Speaker 6 What else is staggering is the median age for the first-time homebuyer is 40 years old right now.

Speaker 4 Hendricks says he wants the government to find ways to boost housing supply and help first-time homebuyers. Bill Chappell, NPR News.

Speaker 2 The season's first heavy rainfall is pounding Gaza this weekend. It's flooding tents and hampering recovery after two years of war.
With winter approaching, the U.N.

Speaker 2 says the the need of refugees is immense, and Pierre Zorin Freyer has more.

Speaker 7 Wind and rain are hampering efforts to stay warm and dry in places like Al-Muwasi, where up to half a million displaced Palestinians are staying, mostly in temporary tents.

Speaker 7 A spokesperson for Gaza's civil defense agency, Mahmoud Basal, says rain has inundated those makeshift shelters.

Speaker 7 In a statement, Hamas decried what it called Israel's continued obstruction of humanitarian aid into the Strip.

Speaker 7 Israel says it opened a border crossing this week into northern Gaza, where the UN declared a famine last summer.

Speaker 7 The UN now says, quote, full and sustained opening of existing and additional crossings is required, and that the transport of aid within Gaza remains limited and highly congested.

Speaker 7 Lauren Freyer and PR News Tel Aviv.

Speaker 2 Ukrainian President Volodymyr Zelensky says Ukraine is working to resume prisoner exchanges with Russia.

Speaker 2 Zelensky made the announcement in a social media video a day after his national security chief announced progress in negotiations for the release of 1,200 Ukrainians.

Speaker 2 Meanwhile, Zelensky is promising an overhaul of state-owned energy companies following a corruption scandal. And you're listening to NPR News.
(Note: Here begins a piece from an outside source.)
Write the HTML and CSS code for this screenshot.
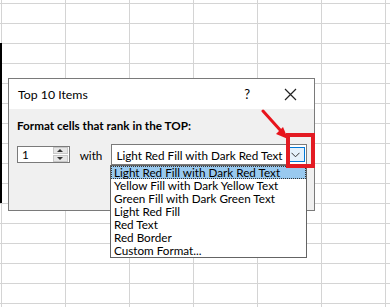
FILE: index.html
```html
<!DOCTYPE html>
<html lang="en">

<head>
    <meta charset="UTF-8">
    <meta name="viewport" content="width=device-width, initial-scale=1.0">
    <title>Top 10 Items</title>
    <link rel="stylesheet" href="styles.css">
</head>

<body>
    <div class="sheet-edge"></div>

    <div class="dialog">
        <div class="title-bar">
            <span class="title">Top 10 Items</span>
            <span class="help">?</span>
            <span class="close">
                <svg width="13" height="13" viewBox="0 0 13 13">
                    <path d="M1 1L12 12M12 1L1 12" stroke="#222" stroke-width="1.2" fill="none" />
                </svg>
            </span>
        </div>
        <div class="dialog-body">
            <div class="heading">Format cells that rank in the TOP:</div>
            <div class="rule-row">
                <div class="spinner">
                    <span class="spinner-value">1</span>
                    <div class="spinner-buttons">
                        <div class="spin up"></div>
                        <div class="spin down"></div>
                    </div>
                </div>
                <span class="with">with</span>
                <div class="combo">
                    <span class="combo-value">Light Red Fill with Dark Red Text</span>
                    <div class="combo-button">
                        <svg width="9" height="6" viewBox="0 0 9 6">
                            <path d="M0.5 0.8L4.5 4.8L8.5 0.8" stroke="#333" stroke-width="1" fill="none" />
                        </svg>
                    </div>
                </div>
            </div>
        </div>
    </div>

    <ul class="dropdown">
        <li class="selected">Light Red Fill with Dark Red Text</li>
        <li>Yellow Fill with Dark Yellow Text</li>
        <li>Green Fill with Dark Green Text</li>
        <li>Light Red Fill</li>
        <li>Red Text</li>
        <li>Red Border</li>
        <li>Custom Format...</li>
    </ul>

    <!-- annotation -->
    <svg class="arrow" width="40" height="40" viewBox="0 0 40 40">
        <path d="M2 2L20 22" stroke="#e8141c" stroke-width="3" stroke-linecap="round" fill="none" />
        <path d="M27 30L15 25L22 18Z" fill="#e8141c" />
    </svg>
    <div class="highlight-box"></div>
</body>

</html>
```

FILE: styles.css
```css
* {
    margin: 0;
    padding: 0;
    box-sizing: border-box;
}

body {
    width: 390px;
    height: 307px;
    overflow: hidden;
    position: relative;
    font-family: Lato, 'Noto Sans', sans-serif;
    font-size: 11.7px;
    color: #000;
    background-color: #fff;
    background-image:
        linear-gradient(to right, #d4d4d4 1px, transparent 1px),
        linear-gradient(to bottom, #d4d4d4 1px, transparent 1px);
    background-size: 64px 20px;
    background-position: 1px 3px;
}

.sheet-edge {
    position: absolute;
    left: 0;
    top: 43px;
    width: 2px;
    height: 160px;
    background-color: #000;
}

.dialog {
    position: absolute;
    left: 8px;
    top: 78px;
    width: 307px;
    height: 133px;
    border: 1px solid #7a7a7a;
    background-color: #f0f0f0;
    display: flex;
    flex-direction: column;
}

.title-bar {
    height: 30px;
    background-color: #fff;
    display: flex;
    align-items: center;
    padding-left: 9px;
    font-size: 12.3px;
}

.title {
    flex: 1;
}

.help {
    font-size: 13px;
    margin-right: 34px;
}

.close {
    display: flex;
    margin-right: 17px;
}

.dialog-body {
    padding: 9px 7px 0 8px;
}

.heading {
    font-weight: bold;
    line-height: 14px;
}

.rule-row {
    display: flex;
    align-items: center;
    margin-top: 12px;
}

.spinner {
    width: 53px;
    height: 17px;
    border: 1px solid #7a7a7a;
    background-color: #fff;
    display: flex;
    align-items: center;
}

.spinner-value {
    flex: 1;
    padding-left: 4px;
    line-height: 15px;
}

.spinner-buttons {
    width: 15px;
    height: 15px;
    display: flex;
    flex-direction: column;
    gap: 1px;
    margin-right: 1px;
}

.spin {
    flex: 1;
    background-color: #e6e6e6;
    border: 1px solid #c8c8c8;
    display: flex;
    align-items: center;
    justify-content: center;
}

.spin::after {
    content: "";
    border-left: 3px solid transparent;
    border-right: 3px solid transparent;
}

.up::after {
    border-bottom: 3px solid #333;
}

.down::after {
    border-top: 3px solid #333;
}

.with {
    margin-left: 10px;
    width: 32px;
}

.combo {
    width: 197px;
    height: 21px;
    border: 1px solid #7a7a7a;
    background-color: #fff;
    display: flex;
    align-items: center;
}

.combo-value {
    flex: 1;
    padding-left: 4px;
    white-space: nowrap;
}

.combo-button {
    width: 19px;
    height: 15px;
    margin-right: 1px;
    border: 1px solid #0078d7;
    background-color: #e5f1fb;
    display: flex;
    align-items: center;
    justify-content: center;
}

.dropdown {
    position: absolute;
    left: 110px;
    top: 165px;
    width: 197px;
    list-style: none;
    background-color: #fff;
    border: 1px solid #646464;
}

.dropdown li {
    height: 13px;
    line-height: 13px;
    padding-left: 3px;
    white-space: nowrap;
}

.dropdown .selected {
    background-color: #99c9ef;
    outline: 1px dotted #333;
    outline-offset: -1px;
}

.arrow {
    position: absolute;
    left: 261px;
    top: 109px;
}

.highlight-box {
    position: absolute;
    left: 286px;
    top: 133px;
    width: 29px;
    height: 35px;
    border: 4px solid #e31b23;
}
```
Speaker 2 Southern California remains on alert for the potential for high water and mud and rock slides following heavy rain from an atmospheric river storm.

Speaker 2 The drenching rain prompted flood warnings in areas of coastal Los Angeles that were scarred by those January wildfires.

Speaker 2 Voters in Chile are going to the polls today in the first round of a presidential election in which crime and immigration are among top concerns.

Speaker 2 And in Ecuador, voters are deciding today whether to once again allow foreign military bases as part of the fight against drug trafficking. Critics cite sovereignty concerns.

Speaker 2 Disability rights activist Alice Wong has died, according to her friend and fellow activist Sandy Ho. Wong died Friday in San Francisco from an infection.

Speaker 2 She was 51 and a winner of the MacArthur MacArthur Genius Grant, NPR's Chloe Veltman Reports.

Speaker 8 Alice Wong was best known as the founder of the Disability Visibility Project.

Speaker 8 The group highlighted disabled people and disability culture through storytelling projects, social media, and other channels.

Speaker 8 Wong also received acclaim for her 2022 memoir, Year of the Tiger, an Activist's Life, edited several works on disability, and wrote a column for Teen Vogue.

Speaker 8 Disability justice organiser Yomi Sachiko-Young spoke about Wong in an interview earlier this year with NPR member station KQED.

Speaker 9 Alice is my comrade in political struggle. She is my friend.
She's a foodie. She's an artist.
She's a bit bougie, which I love.

Speaker 8 Alice Wong was born in Indiana in 1974 to immigrant parents from Hong Kong. She was diagnosed at birth with muscular dystrophy, a progressive neuromuscular disease.
Chloe Veltman, NPR News.

Speaker 2 And you're listening to NPR News.